**EXERCISE AIM**: Do not copy the pictures; transcribe all other material exactly.

------ SOURCE MATERIAL ------

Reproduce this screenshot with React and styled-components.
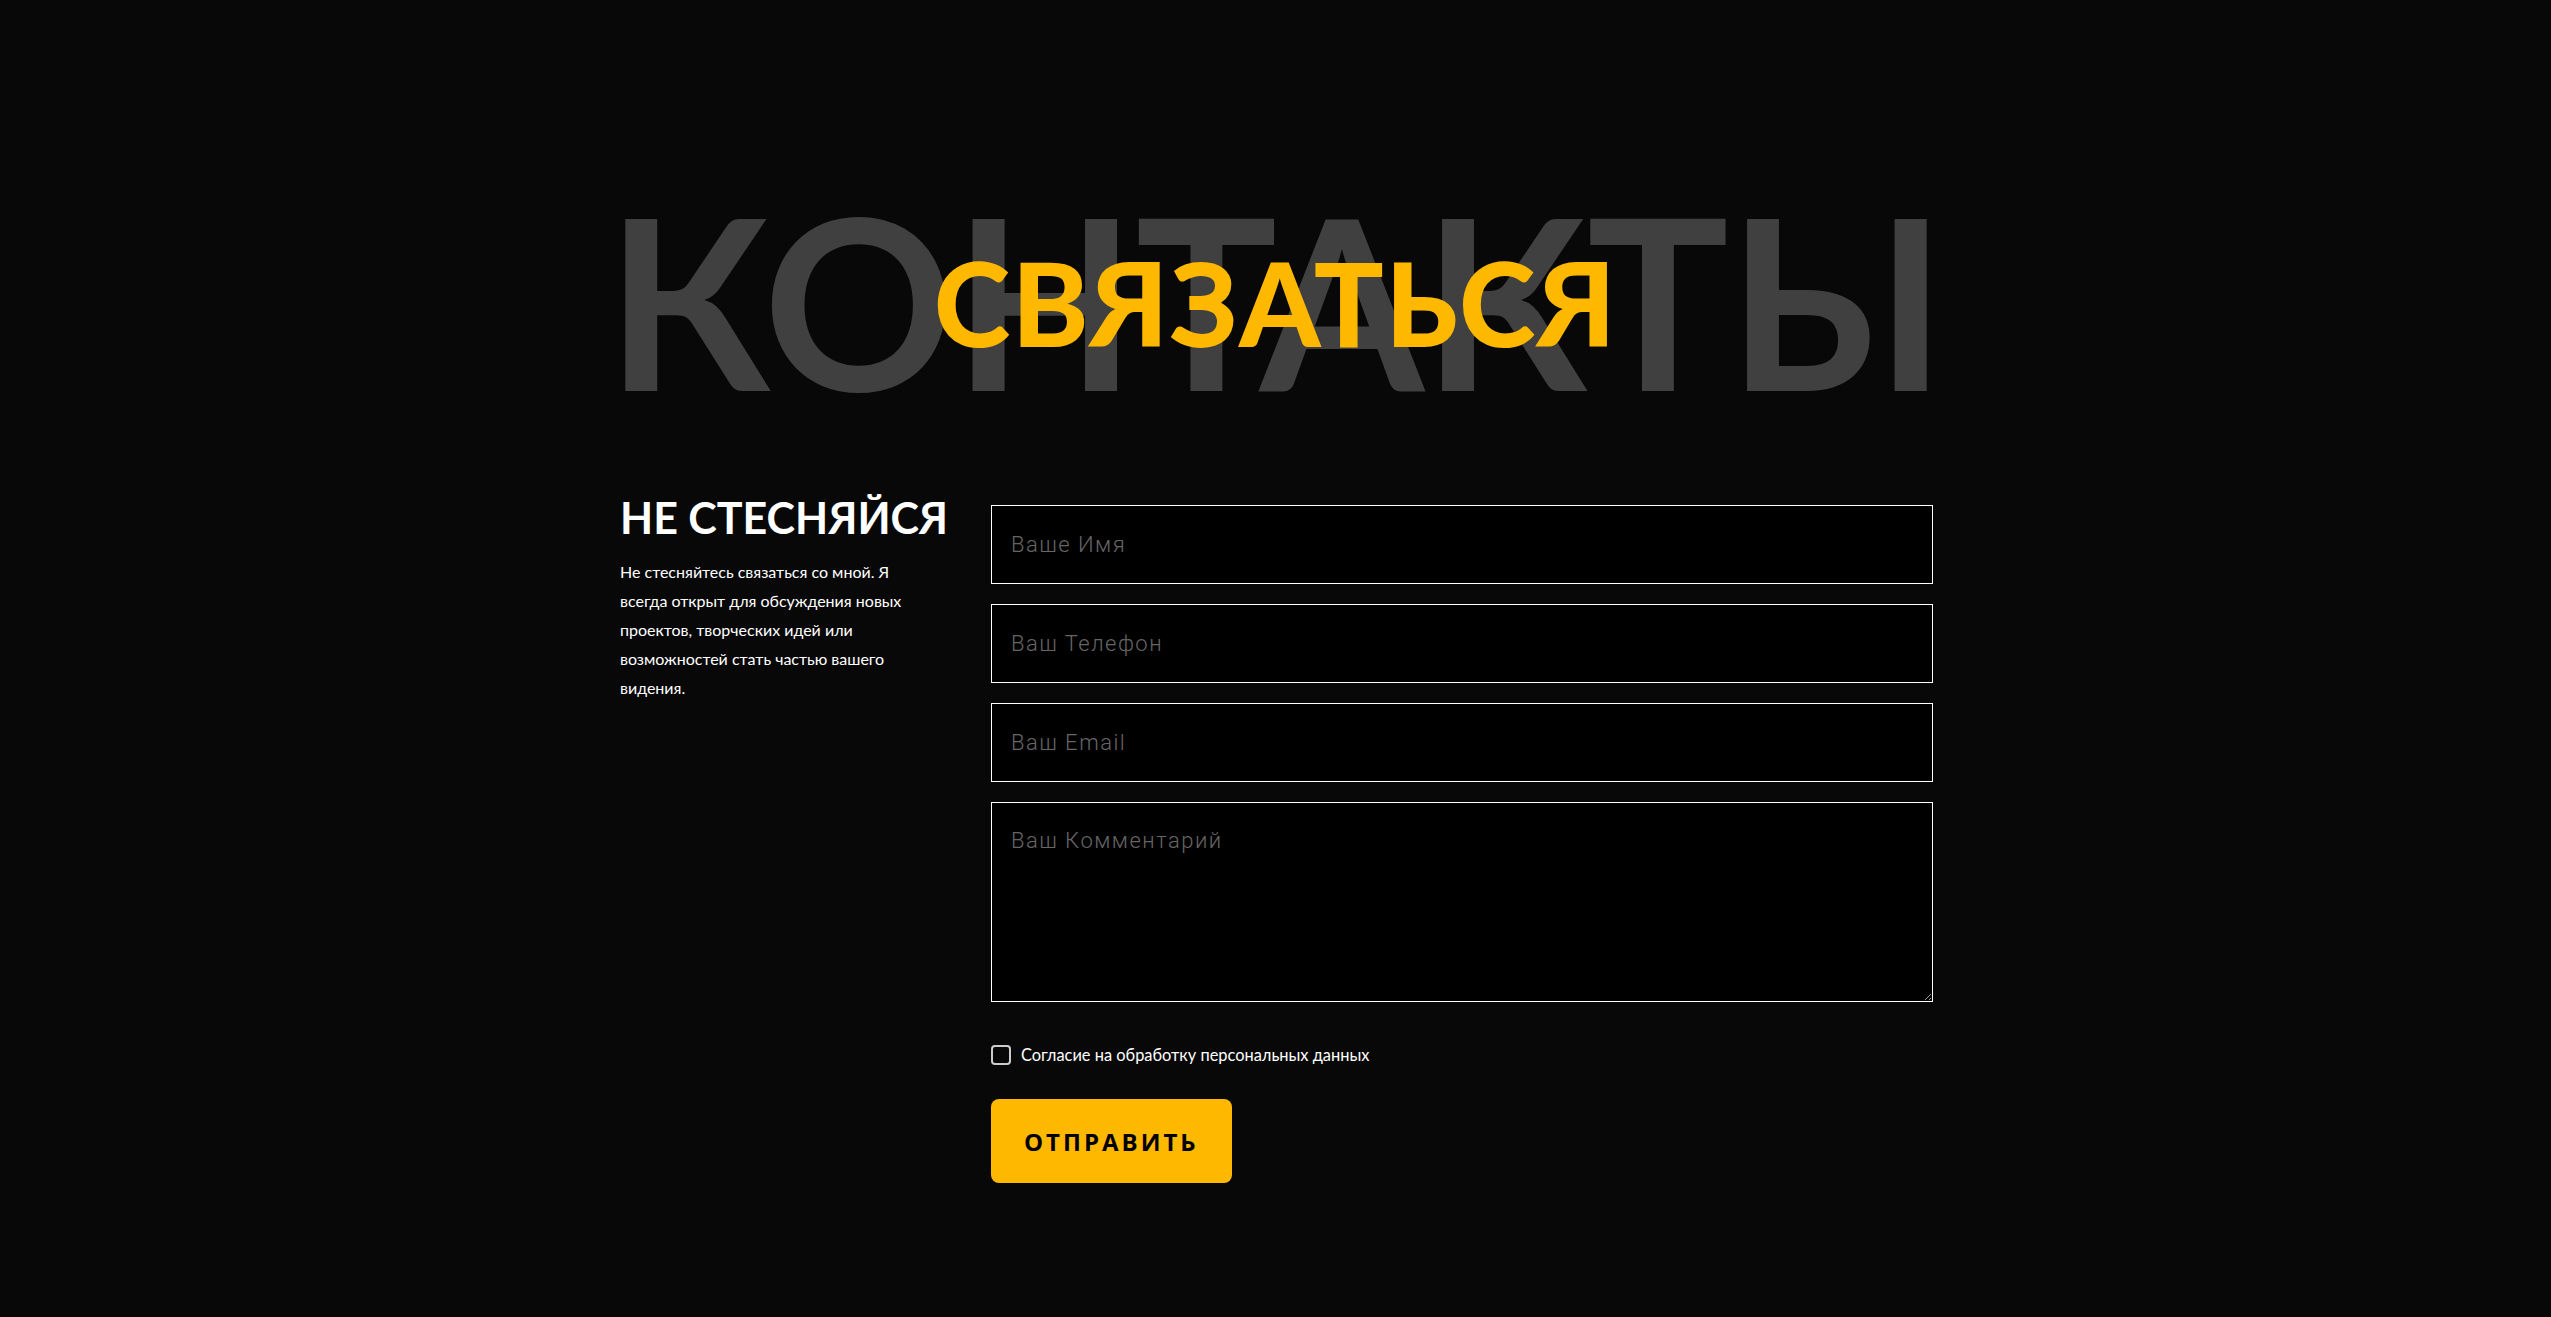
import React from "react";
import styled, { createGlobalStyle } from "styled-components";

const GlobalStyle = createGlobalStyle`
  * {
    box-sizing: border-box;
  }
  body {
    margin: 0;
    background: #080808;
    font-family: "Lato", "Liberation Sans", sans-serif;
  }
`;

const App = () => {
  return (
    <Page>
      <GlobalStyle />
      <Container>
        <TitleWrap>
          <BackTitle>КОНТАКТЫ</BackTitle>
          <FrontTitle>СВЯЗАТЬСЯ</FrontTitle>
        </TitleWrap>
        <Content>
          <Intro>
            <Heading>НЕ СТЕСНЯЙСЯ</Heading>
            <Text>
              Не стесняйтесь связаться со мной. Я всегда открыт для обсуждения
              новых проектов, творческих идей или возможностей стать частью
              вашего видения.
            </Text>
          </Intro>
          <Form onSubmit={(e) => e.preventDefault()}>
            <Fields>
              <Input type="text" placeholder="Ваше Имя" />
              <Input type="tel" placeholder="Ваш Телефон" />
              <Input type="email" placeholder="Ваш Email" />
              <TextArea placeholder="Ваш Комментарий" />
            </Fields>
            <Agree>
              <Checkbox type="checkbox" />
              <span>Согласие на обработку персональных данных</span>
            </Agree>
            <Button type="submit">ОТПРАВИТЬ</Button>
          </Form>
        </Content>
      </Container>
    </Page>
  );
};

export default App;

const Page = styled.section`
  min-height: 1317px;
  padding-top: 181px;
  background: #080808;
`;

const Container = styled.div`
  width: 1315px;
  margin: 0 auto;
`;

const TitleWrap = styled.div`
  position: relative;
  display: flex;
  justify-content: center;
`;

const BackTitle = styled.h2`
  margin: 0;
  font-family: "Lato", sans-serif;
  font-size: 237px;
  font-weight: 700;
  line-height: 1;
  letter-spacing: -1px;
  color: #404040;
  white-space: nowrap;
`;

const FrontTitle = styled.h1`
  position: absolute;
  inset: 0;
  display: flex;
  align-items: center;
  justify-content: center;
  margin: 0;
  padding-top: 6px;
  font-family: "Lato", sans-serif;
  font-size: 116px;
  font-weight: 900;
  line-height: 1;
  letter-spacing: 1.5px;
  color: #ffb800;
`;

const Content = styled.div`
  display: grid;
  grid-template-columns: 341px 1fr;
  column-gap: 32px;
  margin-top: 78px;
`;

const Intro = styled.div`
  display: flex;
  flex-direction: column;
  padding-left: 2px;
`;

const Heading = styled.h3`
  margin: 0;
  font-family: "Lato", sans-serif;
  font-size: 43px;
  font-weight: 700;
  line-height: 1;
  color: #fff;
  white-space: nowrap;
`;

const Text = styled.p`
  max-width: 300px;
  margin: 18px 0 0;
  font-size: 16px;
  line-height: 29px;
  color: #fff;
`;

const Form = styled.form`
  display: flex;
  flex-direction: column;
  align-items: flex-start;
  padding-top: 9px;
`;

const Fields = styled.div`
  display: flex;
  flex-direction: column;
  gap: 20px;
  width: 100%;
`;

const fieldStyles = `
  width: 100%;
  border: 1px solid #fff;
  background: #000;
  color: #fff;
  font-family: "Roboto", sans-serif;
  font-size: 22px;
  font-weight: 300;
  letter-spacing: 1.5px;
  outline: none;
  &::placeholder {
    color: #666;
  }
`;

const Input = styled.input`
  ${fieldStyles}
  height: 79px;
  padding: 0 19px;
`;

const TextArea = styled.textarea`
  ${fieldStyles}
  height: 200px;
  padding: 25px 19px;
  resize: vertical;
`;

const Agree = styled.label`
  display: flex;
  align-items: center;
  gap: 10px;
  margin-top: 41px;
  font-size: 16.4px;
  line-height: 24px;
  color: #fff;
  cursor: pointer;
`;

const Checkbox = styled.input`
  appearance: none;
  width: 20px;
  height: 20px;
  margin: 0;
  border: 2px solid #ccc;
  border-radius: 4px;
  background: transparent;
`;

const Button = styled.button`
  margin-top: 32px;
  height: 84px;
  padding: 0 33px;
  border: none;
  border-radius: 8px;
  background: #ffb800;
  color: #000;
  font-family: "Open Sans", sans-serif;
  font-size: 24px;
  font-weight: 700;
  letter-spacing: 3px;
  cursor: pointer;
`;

------

**EXERCISE RESPONSE**:
Reproduce this screenshot with React and styled-components.
import React from "react";
import styled, { createGlobalStyle } from "styled-components";

const GlobalStyle = createGlobalStyle`
  * {
    box-sizing: border-box;
  }
  body {
    margin: 0;
    background: #080808;
    font-family: "Lato", "Liberation Sans", sans-serif;
  }
`;

const App = () => {
  return (
    <Page>
      <GlobalStyle />
      <Container>
        <TitleWrap>
          <BackTitle>КОНТАКТЫ</BackTitle>
          <FrontTitle>СВЯЗАТЬСЯ</FrontTitle>
        </TitleWrap>
        <Content>
          <Intro>
            <Heading>НЕ СТЕСНЯЙСЯ</Heading>
            <Text>
              Не стесняйтесь связаться со мной. Я всегда открыт для обсуждения
              новых проектов, творческих идей или возможностей стать частью
              вашего видения.
            </Text>
          </Intro>
          <Form onSubmit={(e) => e.preventDefault()}>
            <Fields>
              <Input type="text" placeholder="Ваше Имя" />
              <Input type="tel" placeholder="Ваш Телефон" />
              <Input type="email" placeholder="Ваш Email" />
              <TextArea placeholder="Ваш Комментарий" />
            </Fields>
            <Agree>
              <Checkbox type="checkbox" />
              <span>Согласие на обработку персональных данных</span>
            </Agree>
            <Button type="submit">ОТПРАВИТЬ</Button>
          </Form>
        </Content>
      </Container>
    </Page>
  );
};

export default App;

const Page = styled.section`
  min-height: 1317px;
  padding-top: 181px;
  background: #080808;
`;

const Container = styled.div`
  width: 1315px;
  margin: 0 auto;
`;

const TitleWrap = styled.div`
  position: relative;
  display: flex;
  justify-content: center;
`;

const BackTitle = styled.h2`
  margin: 0;
  font-family: "Lato", sans-serif;
  font-size: 237px;
  font-weight: 700;
  line-height: 1;
  letter-spacing: -1px;
  color: #404040;
  white-space: nowrap;
`;

const FrontTitle = styled.h1`
  position: absolute;
  inset: 0;
  display: flex;
  align-items: center;
  justify-content: center;
  margin: 0;
  padding-top: 6px;
  font-family: "Lato", sans-serif;
  font-size: 116px;
  font-weight: 900;
  line-height: 1;
  letter-spacing: 1.5px;
  color: #ffb800;
`;

const Content = styled.div`
  display: grid;
  grid-template-columns: 341px 1fr;
  column-gap: 32px;
  margin-top: 78px;
`;

const Intro = styled.div`
  display: flex;
  flex-direction: column;
  padding-left: 2px;
`;

const Heading = styled.h3`
  margin: 0;
  font-family: "Lato", sans-serif;
  font-size: 43px;
  font-weight: 700;
  line-height: 1;
  color: #fff;
  white-space: nowrap;
`;

const Text = styled.p`
  max-width: 300px;
  margin: 18px 0 0;
  font-size: 16px;
  line-height: 29px;
  color: #fff;
`;

const Form = styled.form`
  display: flex;
  flex-direction: column;
  align-items: flex-start;
  padding-top: 9px;
`;

const Fields = styled.div`
  display: flex;
  flex-direction: column;
  gap: 20px;
  width: 100%;
`;

const fieldStyles = `
  width: 100%;
  border: 1px solid #fff;
  background: #000;
  color: #fff;
  font-family: "Roboto", sans-serif;
  font-size: 22px;
  font-weight: 300;
  letter-spacing: 1.5px;
  outline: none;
  &::placeholder {
    color: #666;
  }
`;

const Input = styled.input`
  ${fieldStyles}
  height: 79px;
  padding: 0 19px;
`;

const TextArea = styled.textarea`
  ${fieldStyles}
  height: 200px;
  padding: 25px 19px;
  resize: vertical;
`;

const Agree = styled.label`
  display: flex;
  align-items: center;
  gap: 10px;
  margin-top: 41px;
  font-size: 16.4px;
  line-height: 24px;
  color: #fff;
  cursor: pointer;
`;

const Checkbox = styled.input`
  appearance: none;
  width: 20px;
  height: 20px;
  margin: 0;
  border: 2px solid #ccc;
  border-radius: 4px;
  background: transparent;
`;

const Button = styled.button`
  margin-top: 32px;
  height: 84px;
  padding: 0 33px;
  border: none;
  border-radius: 8px;
  background: #ffb800;
  color: #000;
  font-family: "Open Sans", sans-serif;
  font-size: 24px;
  font-weight: 700;
  letter-spacing: 3px;
  cursor: pointer;
`;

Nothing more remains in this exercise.